A critical look at the GI Bill’s impact

September 10, 2009|Chuck Leddy

The authors, professors at Cornell University, reexamine one of the most popular government programs of the 20th century, the GI Bill. As the authors make clear in their detailed analysis of its legislative history and its major impact on the postwar generation, the GI Bill was an important tool in creating postwar prosperity, enabling millions of veterans to attend college, finish vocational training, obtain VA loans for homes and businesses, and receive unemployment payments.

With World War II ending, President Franklin Delano Roosevelt was concerned about the potentially damaging economic impact of 15.7 million veterans returning home, looking for scarce jobs and scarcer housing. The GI Bill was intended to ease the re-integration of these veterans into civilian life, at first by offering them regular readjustment payments until they could find a job. Anti-New Deal conservatives like Mississippi Congressman John Rankin worried that these payments might create a freeloader mentality for veterans. But as Glenn C. Altschuler and Stuart M. Blumin show, only about half of returning veterans received even a single unemployment payment.

By far the most famous benefits of the program were financial assistance for education and housing. “A whopping 51 percent of GIs took advantage of this [educational] provision,’’ the authors write, “[a]ltogether 2.2 million attended college . . . and 5.6 million opted for’’ vocational training. The authors explore in detail exactly how this influx of veterans overloaded, and forever changed, America’s higher education system. Despite serious shortages of student housing and faculty, US colleges expanded to meet the increased demand.
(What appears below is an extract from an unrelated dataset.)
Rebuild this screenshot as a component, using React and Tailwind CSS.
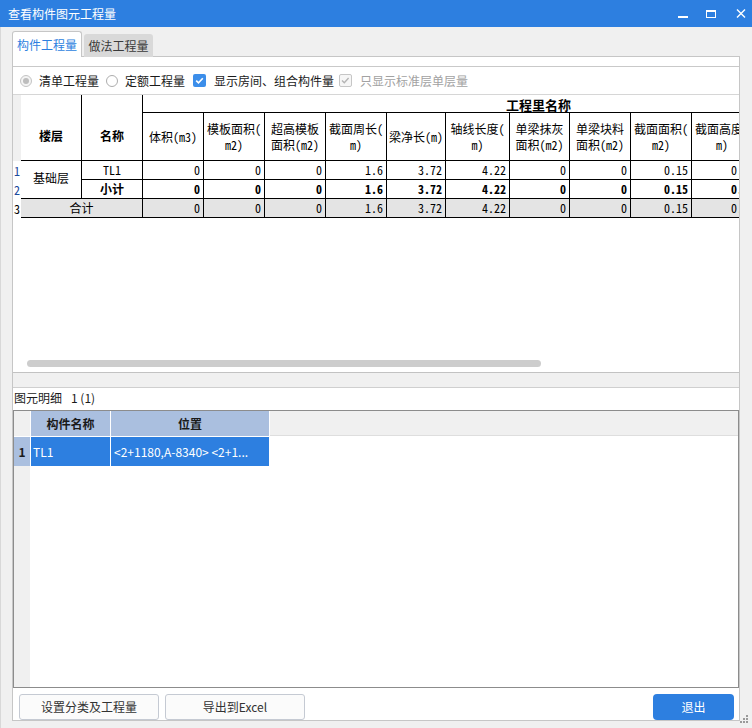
const mono = "font-['Noto_Sans_Mono_CJK_SC','Liberation_Mono','Noto_Sans_CJK_SC',monospace]"

const cols = [
    { w: 'w-[61px]', h: ['体积(m3)'], v: '0' },
    { w: 'w-[61px]', h: ['模板面积(', 'm2)'], v: '0' },
    { w: 'w-[61px]', h: ['超高模板', '面积(m2)'], v: '0' },
    { w: 'w-[61px]', h: ['截面周长(', 'm)'], v: '1.6' },
    { w: 'w-[59px]', h: ['梁净长(m)'], v: '3.72' },
    { w: 'w-[64px]', h: ['轴线长度(', 'm)'], v: '4.22' },
    { w: 'w-[60px]', h: ['单梁抹灰', '面积(m2)'], v: '0' },
    { w: 'w-[61px]', h: ['单梁块料', '面积(m2)'], v: '0' },
    { w: 'w-[61px]', h: ['截面面积(', 'm2)'], v: '0.15' },
    { w: 'w-[61px]', h: ['截面高度(', 'm)'], v: '0.5' },
    { w: 'w-[61px]', h: ['截面宽度(', 'm)'], v: '0.3' },
    { w: 'w-[60px]', h: ['侧面面积(', 'm2)'], v: '0' },
    { w: 'w-[60px]', h: ['梁底面积(', 'm2)'], v: '0' },
]

function TitleBar() {
    return (
        <div className="flex h-[27px] items-center bg-[#2d7fe0] pl-[8px] text-white">
            <span className="leading-none">查看构件图元工程量</span>
            <div className="ml-auto flex items-center pr-[6px]">
                <svg width="10" height="8" viewBox="0 0 10 8">
                    <rect x="0" y="6" width="10" height="2" fill="#fff" />
                </svg>
                <svg className="ml-[18px]" width="10" height="8" viewBox="0 0 10 8">
                    <rect x="0.5" y="0.5" width="9" height="7" fill="none" stroke="#fff" strokeWidth="1" />
                    <rect x="0" y="0" width="10" height="2" fill="#fff" />
                </svg>
                <svg className="ml-[20px]" width="10" height="9" viewBox="0 0 10 9">
                    <path d="M1 0.5 L9 8.5 M9 0.5 L1 8.5" stroke="#fff" strokeWidth="1.4" />
                </svg>
            </div>
        </div>
    )
}

function Options() {
    return (
        <div className="flex h-[28px] items-center border-b border-[#d6d6d6] pl-[7px]">
            <span className="grid h-[12px] w-[12px] place-items-center rounded-full border border-[#c4c4c4] bg-[#f4f4f4]">
                <span className="h-[6px] w-[6px] rounded-full bg-[#bdbdbd]" />
            </span>
            <span className="ml-[7px]">清单工程量</span>
            <span className="ml-[7px] h-[12px] w-[12px] rounded-full border border-[#adadad] bg-white" />
            <span className="ml-[7px]">定额工程量</span>
            <span className="ml-[8px] grid h-[13px] w-[13px] place-items-center rounded-[2px] bg-[#3c8eea]">
                <svg width="11" height="11" viewBox="0 0 11 11">
                    <path d="M2.2 5.6 L4.5 7.9 L8.8 3.3" fill="none" stroke="#fff" strokeWidth="1.6" />
                </svg>
            </span>
            <span className="ml-[8px]">显示房间、组合构件量</span>
            <span className="ml-[5px] grid h-[13px] w-[13px] place-items-center rounded-[2px] border border-[#c6c6c6] bg-[#f6f6f6]">
                <svg width="11" height="11" viewBox="0 0 11 11">
                    <path d="M2 5.4 L4.3 7.7 L8.6 3.1" fill="none" stroke="#b4b4b4" strokeWidth="1.4" />
                </svg>
            </span>
            <span className="ml-[8px] text-[#a2a2a2]">只显示标准层单层量</span>
        </div>
    )
}

function QuantityTable() {
    const rows = [
        { n: '1', bold: false, gray: false },
        { n: '2', bold: true, gray: false },
        { n: '3', bold: false, gray: true },
    ]
    return (
        <div className={`flex text-[12px] text-black ${mono}`}>
            <div className="w-[8px] shrink-0">
                <div className="h-[66px] bg-[#f0f0f0]" />
                {rows.map((r) => (
                    <div key={r.n} className={`flex h-[19px] items-center pl-[1px] leading-none ${r.n === '3' ? 'text-black' : 'text-[#1c4a9c]'}`}>
                        {r.n}
                    </div>
                ))}
            </div>
            <div className="w-[122px] shrink-0">
                <div className="flex h-[66px] border-b border-black font-bold">
                    <div className="flex w-[61px] items-center justify-center border-r border-black pt-[16px]">楼层</div>
                    <div className="flex w-[61px] items-center justify-center border-r border-black pt-[16px]">名称</div>
                </div>
                <div className="flex">
                    <div className="flex h-[38px] w-[61px] items-center justify-center border-r border-b border-black pb-[4px]">基础层</div>
                    <div className="w-[61px]">
                        <div className="flex h-[19px] items-center justify-center border-r border-b border-black">TL1</div>
                        <div className="flex h-[19px] items-center justify-center border-r border-b border-black font-bold">小计</div>
                    </div>
                </div>
                <div className="flex h-[19px] items-center justify-center border-r border-b border-black bg-[#e4e4e4]">合计</div>
            </div>
            <div className="shrink-0">
                <div className="flex h-[18px] w-[791px] items-center justify-center border-b border-black pt-[2px] text-[13px] font-bold">
                    工程里名称
                </div>
                <div className="flex">
                    {cols.map((c, i) => (
                        <div key={i} className={`${c.w} shrink-0`}>
                            <div className="flex h-[48px] flex-col items-center justify-center border-r border-b border-black leading-[16px] whitespace-nowrap">
                                {c.h.map((t) => (
                                    <span key={t}>{t}</span>
                                ))}
                            </div>
                            {rows.map((r) => (
                                <div
                                    key={r.n}
                                    className={`flex h-[19px] items-center justify-end border-r border-b border-black pr-[3px] ${r.bold ? 'font-bold' : ''} ${r.gray ? 'bg-[#e4e4e4]' : ''}`}
                                >
                                    {c.v}
                                </div>
                            ))}
                        </div>
                    ))}
                </div>
            </div>
        </div>
    )
}

function DetailGrid() {
    return (
        <div className="flex h-[278px] flex-col border border-[#8c8c8c]">
            <div className="flex h-[25px] font-bold">
                <div className="w-[17px] border-r border-white bg-[#f0f0f0]" />
                <div className="flex w-[80px] items-center justify-center border-r border-white bg-[#aabfdf]">构件名称</div>
                <div className="flex w-[159px] items-center justify-center border-r border-white bg-[#aabfdf]">位置</div>
                <div className="flex-1 border-b border-[#dedede] bg-[#f0f0f0]" />
            </div>
            <div className="flex h-[30px] border-t border-white">
                <div className="flex w-[17px] items-center justify-center border-r border-white bg-[#aabfdf] font-bold">1</div>
                <div className="flex w-[80px] items-center border-r border-white bg-[#2d7fe0] pl-[2px] text-white">TL1</div>
                <div className="flex w-[159px] items-center overflow-hidden whitespace-nowrap border-r border-white bg-[#2d7fe0] pl-[3px] text-white">
                    &lt;2+1180,A-8340&gt; &lt;2+1...
                </div>
                <div className="flex-1 bg-white" />
            </div>
            <div className="flex flex-1">
                <div className="w-[16px] bg-[#f0f0f0]" />
                <div className="flex-1 bg-white" />
            </div>
        </div>
    )
}

export default function App() {
    return (
        <div className="relative h-[728px] w-[752px] overflow-hidden bg-[#f0f0f0] font-['Noto_Sans_CJK_SC',sans-serif] text-[12px] text-[#1a1a1a]">
            <TitleBar />
            <div className="h-[701px] border-l border-[#d8d8d8] pl-[11px]">
                <div className="flex h-[29px] items-end">
                    <div className="relative z-10 -mb-px flex h-[26px] w-[70px] items-center justify-center rounded-t-[3px] border border-b-0 border-[#c6c6c6] bg-white text-[#2d7fe0]">
                        构件工程量
                    </div>
                    <div className="relative z-10 -mb-px ml-[2px] flex h-[23px] w-[69px] items-center justify-center rounded-t-[3px] bg-[#d9d9d9] text-[#3a3a3a]">
                        做法工程量
                    </div>
                </div>
                <div className="flex h-[665px] w-[728px] flex-col border border-[#c6c6c6] bg-white">
                    <div className="h-[9px]" />
                    <div className="border-t border-[#c9c9c9]">
                        <Options />
                        <div className="flex h-[278px] flex-col border-b border-[#c2c2c2]">
                            <div className="min-h-0 flex-1 overflow-hidden">
                                <QuantityTable />
                            </div>
                            <div className="mb-[5px] ml-[14px] h-[7px] w-[514px] rounded-full bg-[#cdcdcd]" />
                        </div>
                    </div>
                    <div className="h-[15px] border-b border-[#cfcfcf] bg-[#f0f0f0]" />
                    <div className="flex h-[22px] items-center pb-[3px] pl-[1px]">
                        <span>图元明细</span>
                        <span className="ml-[9px]">1 (1)</span>
                    </div>
                    <DetailGrid />
                    <div className="mt-[6px] flex h-[26px]">
                        <button className="ml-[6px] w-[140px] rounded-[3px] border border-[#c5cad3] bg-[#fbfbfb] text-[#333]">设置分类及工程量</button>
                        <button className="ml-[6px] w-[140px] rounded-[3px] border border-[#c5cad3] bg-[#fbfbfb] text-[#333]">导出到Excel</button>
                        <button className="mr-[5px] ml-auto w-[81px] rounded-[4px] bg-[#2d7fe0] text-white">退出</button>
                    </div>
                </div>
            </div>
            <svg className="absolute right-[4px] bottom-[5px]" width="8" height="8" viewBox="0 0 8 8">
                <rect x="6" y="0" width="2" height="2" fill="#9a9a9a" />
                <rect x="3" y="3" width="2" height="2" fill="#9a9a9a" />
                <rect x="6" y="3" width="2" height="2" fill="#9a9a9a" />
                <rect x="0" y="6" width="2" height="2" fill="#9a9a9a" />
                <rect x="3" y="6" width="2" height="2" fill="#9a9a9a" />
                <rect x="6" y="6" width="2" height="2" fill="#9a9a9a" />
            </svg>
        </div>
    )
}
The veterans, the authors explain, “earned higher grades than their civilian counterparts.’’ The GI Bill’s impact wasn’t positive across the board. With so many male veterans demanding college spots, civilian female applicants were disproportionately excluded. Nor did the program ensure that African-American veterans would gain equal access to higher education.

The authors make it clear that the education benefits of the legislation helped spur postwar economic growth by training legions of professionals. The GI Bill, they write, “made possible the education of fourteen future Nobel laureates, two dozen Pulitzer Prize winners, three Supreme Court justices, [and] three presidents of the United States.’’ It also greatly increased access to higher education for ethnic and religious minorities who had been previously excluded. Yet discrimination would continue despite the GI Bill.